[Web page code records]
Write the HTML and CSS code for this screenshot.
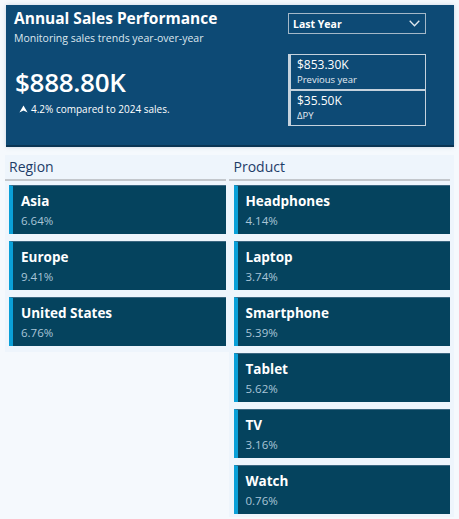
FILE: index.html
```html
<!DOCTYPE html>
<html>
<head>
<meta charset="utf-8">
<link rel="stylesheet" href="styles.css">
</head>
<body>
<div class="page">
  <section class="hero">
    <div class="hero-left">
      <h1 class="title">Annual Sales Performance</h1>
      <p class="subtitle">Monitoring sales trends year-over-year</p>
      <div class="big">$888.80K</div>
      <div class="change">
        <svg class="arrow" width="9" height="8" viewBox="0 0 9 8"><path d="M4.5 0.5 L8.6 7.5 L4.5 5.6 L0.4 7.5 Z" fill="#ffffff"/></svg>
        <span>4.2% compared to 2024 sales.</span>
      </div>
    </div>
    <div class="hero-right">
      <div class="select">
        <span>Last Year</span>
        <svg width="11" height="7" viewBox="0 0 11 7"><path d="M0.7 0.8 L5.5 5.8 L10.3 0.8" fill="none" stroke="#dfe8ef" stroke-width="1.3"/></svg>
      </div>
      <div class="kpis">
        <div class="kpi">
          <div class="kpi-value">$853.30K</div>
          <div class="kpi-label">Previous year</div>
        </div>
        <div class="kpi">
          <div class="kpi-value">$35.50K</div>
          <div class="kpi-label">ΔPY</div>
        </div>
      </div>
    </div>
  </section>

  <div class="panels">
    <section class="panel panel-left">
      <h2 class="panel-head">Region</h2>
      <div class="list">
        <div class="item"><div class="item-name">Asia</div><div class="item-pct">6.64%</div></div>
        <div class="item"><div class="item-name">Europe</div><div class="item-pct">9.41%</div></div>
        <div class="item"><div class="item-name">United States</div><div class="item-pct">6.76%</div></div>
      </div>
    </section>
    <section class="panel panel-right">
      <h2 class="panel-head">Product</h2>
      <div class="list">
        <div class="item"><div class="item-name">Headphones</div><div class="item-pct">4.14%</div></div>
        <div class="item"><div class="item-name">Laptop</div><div class="item-pct">3.74%</div></div>
        <div class="item"><div class="item-name">Smartphone</div><div class="item-pct">5.39%</div></div>
        <div class="item"><div class="item-name">Tablet</div><div class="item-pct">5.62%</div></div>
        <div class="item"><div class="item-name">TV</div><div class="item-pct">3.16%</div></div>
        <div class="item"><div class="item-name">Watch</div><div class="item-pct">0.76%</div></div>
      </div>
    </section>
  </div>
</div>
</body>
</html>
```

FILE: styles.css
```css
* { box-sizing: border-box; }
html, body {
  margin: 0;
  padding: 0;
  background: #f5f9fd;
  font-family: "Open Sans", "Noto Sans", sans-serif;
}
.page {
  width: 459px;
  height: 519px;
  padding: 5px 5px 0 5px;
  overflow: hidden;
}
.hero {
  margin-left: 1px;
  width: 448px;
  height: 142px;
  background: #0d4a75;
  border-bottom: 2px solid #0a3554;
  box-shadow: 0 0 4px rgba(120, 150, 180, 0.35);
  display: flex;
  justify-content: space-between;
  padding: 3px 0 0 8px;
  color: #ffffff;
}
.title {
  margin: 0;
  font-size: 15.5px;
  font-weight: 700;
  line-height: 20px;
}
.subtitle {
  margin: 3px 0 0 0;
  font-size: 10.5px;
  line-height: 14px;
  color: #dde7ef;
}
.big {
  margin: 20px 0 0 1px;
  font-size: 26px;
  font-weight: 600;
  line-height: 34px;
  letter-spacing: -0.3px;
}
.change {
  margin: 3px 0 0 5px;
  display: flex;
  align-items: center;
  gap: 3px;
  font-size: 10px;
  line-height: 14px;
}
.arrow { margin-top: -1px; }
.hero-right {
  width: 167px;
  padding-top: 5px;
  padding-right: 28px;
  display: flex;
  flex-direction: column;
  align-items: flex-end;
}
.select {
  width: 138px;
  height: 21px;
  border: 1px solid #a4b8c8;
  display: flex;
  align-items: center;
  justify-content: space-between;
  padding: 0 5px 0 4px;
  font-size: 10.5px;
  font-weight: 700;
}
.kpis {
  margin-top: 20px;
  width: 138px;
  display: flex;
  flex-direction: column;
}
.kpi {
  height: 36px;
  border: 1px solid #c5d2dd;
  border-left: 3px solid #c5d2dd;
  padding: 2px 0 0 6px;
}
.kpi-value {
  font-size: 12px;
  line-height: 16px;
}
.kpi-label {
  font-size: 9.5px;
  line-height: 13px;
  color: #e3ebf2;
}
.panels {
  margin-top: 8px;
  display: flex;
}
.panel {
  background: #eef5fc;
}
.panel-left {
  width: 224px;
  height: 197px;
  padding-right: 3px;
}
.panel-right {
  width: 226px;
  height: 362px;
  padding-right: 4px;
}
.panel-head {
  margin: 0;
  height: 26px;
  border-bottom: 2px solid #c3c7cc;
  font-size: 14px;
  font-weight: 400;
  line-height: 24px;
  color: #1d3c68;
  padding-left: 4px;
}
.panel-right .panel-head { padding-left: 5px; }
.list {
  padding-top: 4px;
  display: flex;
  flex-direction: column;
  gap: 7px;
}
.panel-left .list { padding-left: 4px; }
.panel-right .list { padding-left: 5px; }
.item {
  height: 49px;
  background: #05435e;
  border-left: 4px solid #0aa0d8;
  border-top: 1px solid #3b6680;
  padding: 6px 0 0 8px;
}
.item-name {
  font-size: 13.5px;
  font-weight: 700;
  line-height: 19px;
  color: #ffffff;
}
.item-pct {
  margin-top: 2px;
  font-size: 11.5px;
  line-height: 16px;
  color: #a9c5d8;
}
```
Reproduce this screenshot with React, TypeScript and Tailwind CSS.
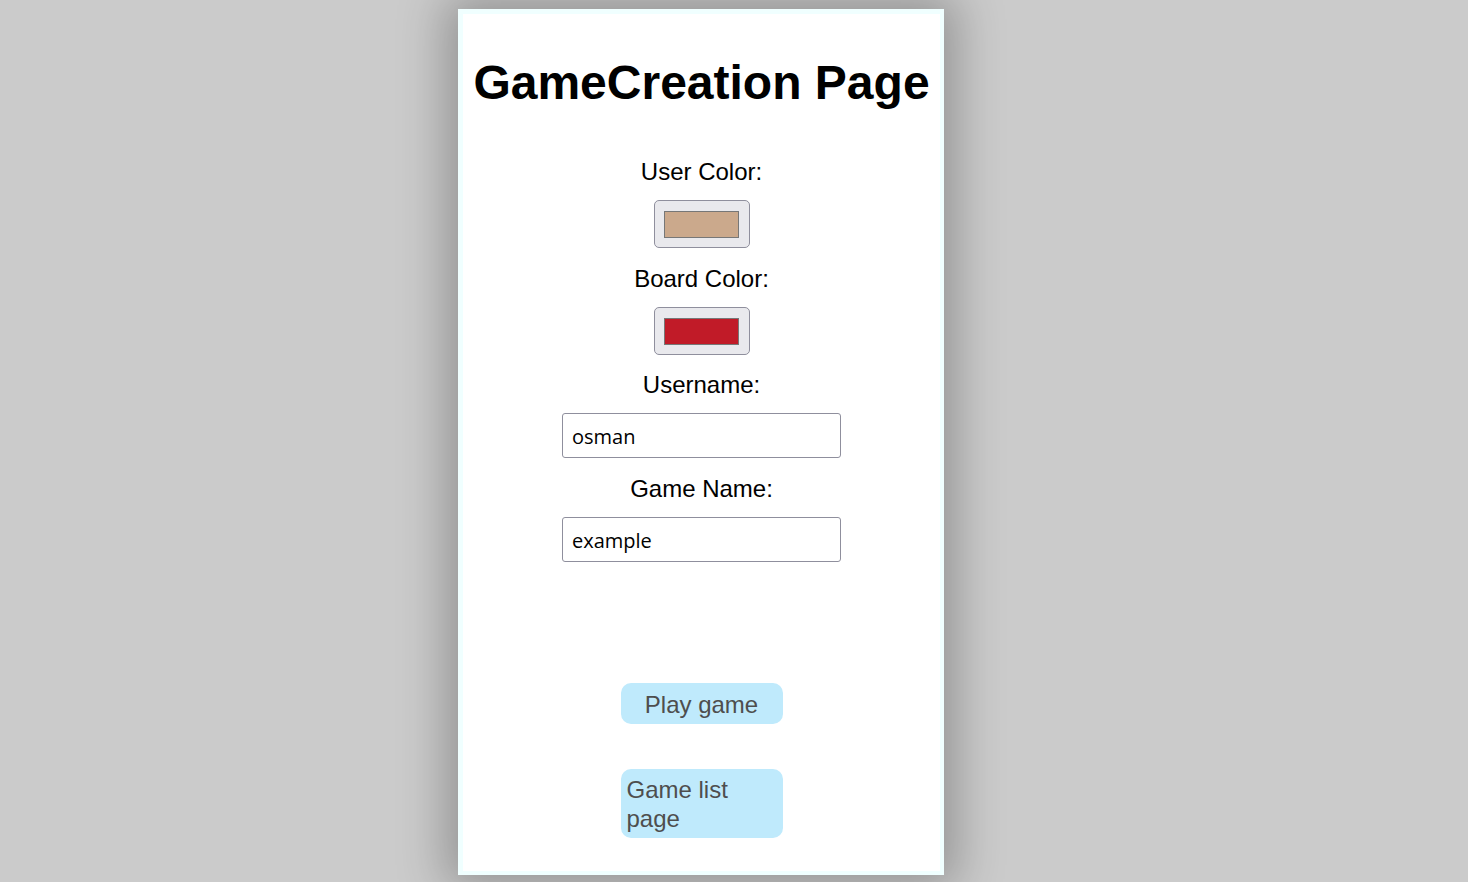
import { useState } from "react";

export default function App() {
  const [username, setUsername] = useState("osman");
  const [gameName, setGameName] = useState("example");

  return (
    <div className="min-h-[882px] w-full bg-[#cbcbcb] pt-[9px] pb-[7px] font-['Liberation_Sans',Arial,sans-serif]">
      <div className="ml-[458px] w-[486px] border-[5px] border-r-4 border-b-4 border-[#f0ffff] bg-white shadow-[0_0_45px_12px_rgba(0,0,0,0.28)]">
        <div className="flex h-[857px] flex-col items-center">
          <h1 className="mt-[41px] text-[48px] font-bold leading-[55px] text-black">
            GameCreation Page
          </h1>

          <label className="mt-[48px] text-[24px] leading-[28px] text-black">User Color:</label>
          <ColorSwatch color="#cba98c" className="mt-[14px]" />

          <label className="mt-[17px] text-[24px] leading-[28px] text-black">Board Color:</label>
          <ColorSwatch color="#c11b28" className="mt-[14px]" />

          <label className="mt-[16px] text-[24px] leading-[28px] text-black">Username:</label>
          <input
            value={username}
            onChange={(e) => setUsername(e.target.value)}
            className="mt-[14px] h-[45px] w-[279px] rounded-[3px] border border-[#8f8f9d] px-[9px] pt-[2px] font-['Open_Sans',sans-serif] text-[20px] text-black outline-none"
          />

          <label className="mt-[17px] text-[24px] leading-[28px] text-black">Game Name:</label>
          <input
            value={gameName}
            onChange={(e) => setGameName(e.target.value)}
            className="mt-[14px] h-[45px] w-[279px] rounded-[3px] border border-[#8f8f9d] px-[9px] pt-[2px] font-['Open_Sans',sans-serif] text-[20px] text-black outline-none"
          />

          <button
            type="button"
            className="mt-[121px] w-[162px] rounded-[10px] bg-[#bfeafc] pt-[7px] pb-[5px] text-center text-[24px] leading-[29px] text-[#4e4e4e]"
          >
            Play game
          </button>

          <a
            href="#"
            className="mt-[45px] block w-[162px] rounded-[10px] bg-[#bfeafc] px-[6px] py-[5.5px] text-left text-[24px] leading-[29px] text-[#4e4e4e]"
          >
            Game list page
          </a>
        </div>
      </div>
    </div>
  );
}

function ColorSwatch({ color, className }: { color: string; className?: string }) {
  return (
    <div
      className={`flex h-[48px] w-[96px] items-center justify-center rounded-[5px] border border-[#8f8f9d] bg-[#e9e9ed] ${className ?? ""}`}
    >
      <div className="h-[27px] w-[75px] border border-[#777]" style={{ backgroundColor: color }} />
    </div>
  );
}
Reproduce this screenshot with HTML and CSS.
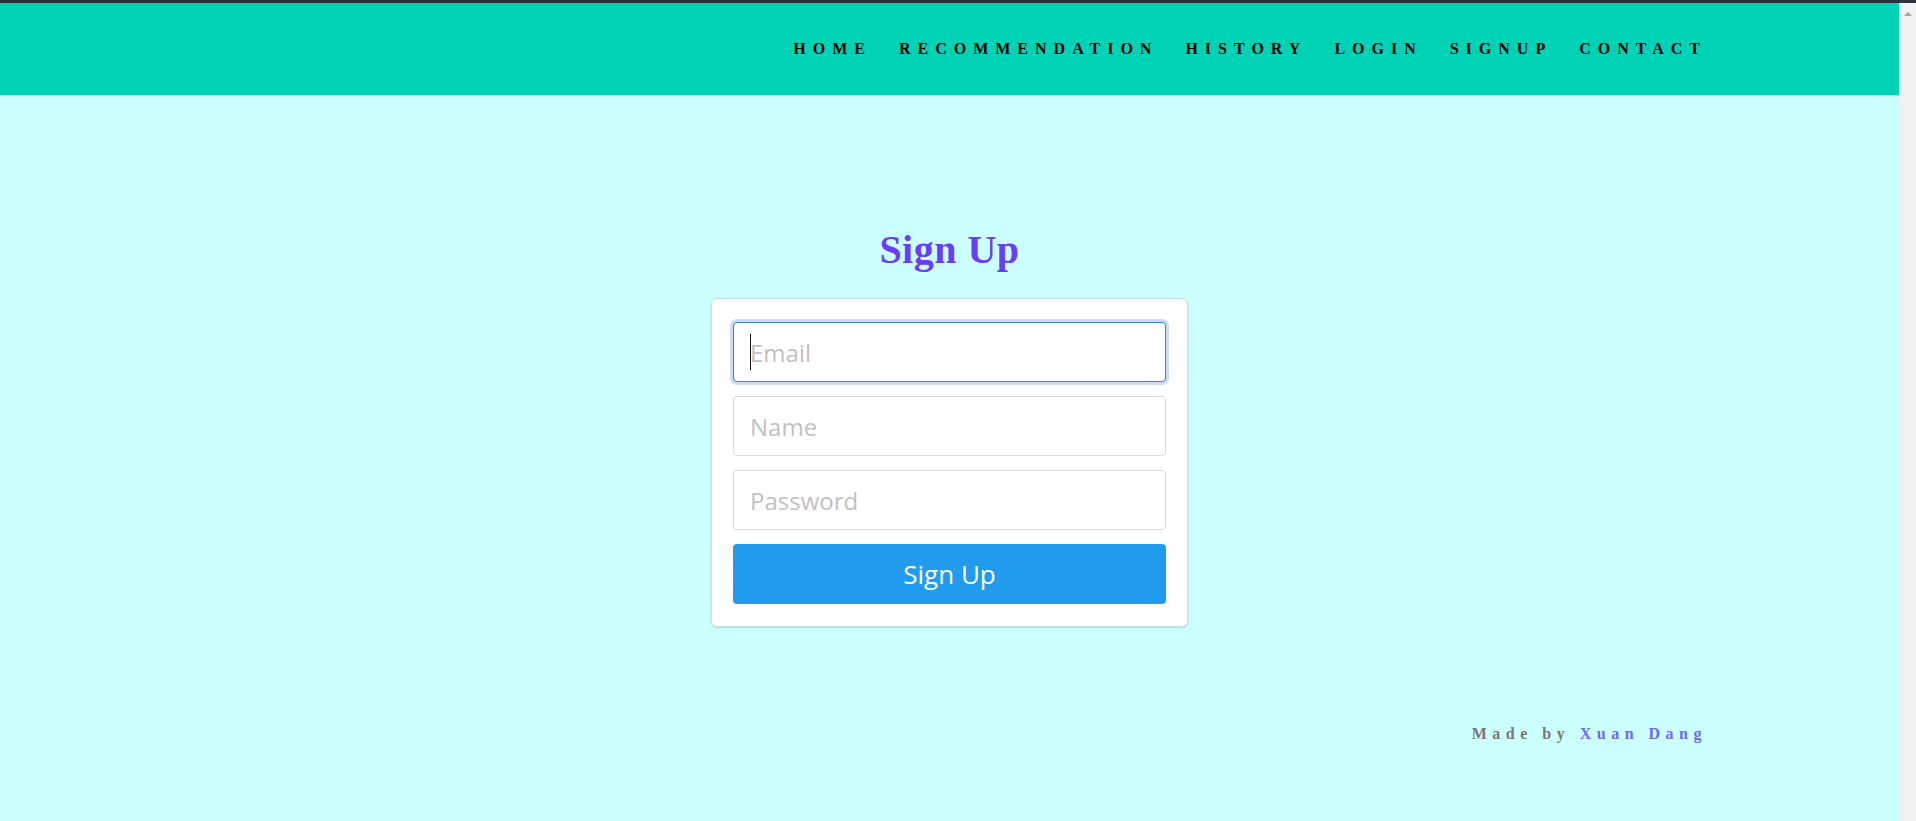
FILE: index.html
```html
<!DOCTYPE html>
<html lang="en">
<head>
<meta charset="utf-8">
<title>Sign Up</title>
<link rel="stylesheet" href="styles.css">
</head>
<body>
<div class="topline"></div>
<div class="frame">
  <div class="page">
    <header class="navbar">
      <nav class="nav">
        <a href="#" class="nav-link">HOME</a>
        <a href="#" class="nav-link">RECOMMENDATION</a>
        <a href="#" class="nav-link">HISTORY</a>
        <a href="#" class="nav-link">LOGIN</a>
        <a href="#" class="nav-link">SIGNUP</a>
        <a href="#" class="nav-link">CONTACT</a>
      </nav>
    </header>
    <main class="main">
      <h1 class="title">Sign Up</h1>
      <form class="card">
        <div class="field-wrap">
          <input class="field field-focused" type="email" placeholder="Email">
          <span class="caret"></span>
        </div>
        <input class="field" type="text" placeholder="Name">
        <input class="field" type="password" placeholder="Password">
        <button class="btn" type="button">Sign Up</button>
      </form>
    </main>
    <footer class="footer">
      <span class="made">Made by</span> <a href="#" class="author">Xuan Dang</a>
    </footer>
  </div>
  <div class="scrollbar"><span class="arrow-up"></span></div>
</div>
</body>
</html>
```
FILE: styles.css
```css
* { box-sizing: border-box; }
html, body { margin: 0; padding: 0; height: 100%; overflow: hidden; }
body { background: #ccffff; font-family: "Liberation Serif", "Times New Roman", serif; }

.topline { height: 3px; background: #2c333e; }

.frame { display: flex; height: 818px; }
.page { flex: 1; display: flex; flex-direction: column; min-width: 0; }

.navbar {
  height: 92px;
  background: #00d2b5;
  display: flex;
  align-items: center;
  justify-content: flex-end;
  padding-right: 192px;
}
.nav { display: flex; gap: 27px; }
.nav-link {
  font-family: "Liberation Serif", "Times New Roman", serif;
  font-weight: bold;
  font-size: 16px;
  letter-spacing: 7px;
  color: #000;
  text-decoration: none;
  line-height: 20px;
}

.main { display: flex; flex-direction: column; align-items: center; padding-top: 132px; }
.title {
  margin: 0 0 26px;
  font-family: "Liberation Serif", "Times New Roman", serif;
  font-weight: bold;
  font-size: 40px;
  line-height: 45px;
  letter-spacing: 0.5px;
  color: #6a3dfa;
}

.card {
  width: 477px;
  background: #fff;
  border: 1px solid #bfe4e6;
  border-radius: 6px;
  box-shadow: 0 1px 2px rgba(0, 0, 0, 0.14);
  padding: 23px 21px 22px;
  display: flex;
  flex-direction: column;
  gap: 14px;
}
.field-wrap { position: relative; }
.field {
  display: block;
  height: 60px;
  width: 100%;
  border: 1px solid #dadada;
  border-radius: 4px;
  padding: 0 16px;
  font-family: "Open Sans", sans-serif;
  font-size: 24px;
  color: #333;
  background: #fff;
  outline: none;
}
.field::placeholder { color: #c4c0c0; }
.field-focused {
  border-color: #3f7fe0;
  box-shadow: 0 0 0 3px #cddcf6;
}
.caret {
  position: absolute;
  left: 17px;
  top: 12px;
  width: 1px;
  height: 36px;
  background: #111;
}
.btn {
  height: 60px;
  border: none;
  border-radius: 4px;
  background: #219bed;
  color: #fff;
  font-family: "Open Sans", sans-serif;
  font-size: 26px;
  cursor: pointer;
}

.footer {
  margin-top: 97px;
  align-self: flex-end;
  padding-right: 192px;
  font-family: "Liberation Serif", "Times New Roman", serif;
  font-weight: bold;
  font-size: 16px;
  line-height: 20px;
  letter-spacing: 5.5px;
}
.made { color: #7a7575; }
.author { color: #6b6bf5; text-decoration: none; }

.scrollbar {
  width: 17px;
  background: #f1f1f1;
  display: flex;
  justify-content: center;
  padding-top: 9px;
}
.arrow-up {
  width: 0;
  height: 0;
  border-left: 4px solid transparent;
  border-right: 4px solid transparent;
  border-bottom: 4px solid #a3a3a3;
}
```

Task objective:
Lines from the one with "Reproduce this screenshot with React, TypeScript" through the one with "const [gameName, setGameName]" are the only ones to quote. Quote them exactly and leave out pictures.

Response to this task:
Reproduce this screenshot with React, TypeScript and Tailwind CSS.
import { useState } from "react";

export default function App() {
  const [username, setUsername] = useState("osman");
  const [gameName, setGameName] = useState("example");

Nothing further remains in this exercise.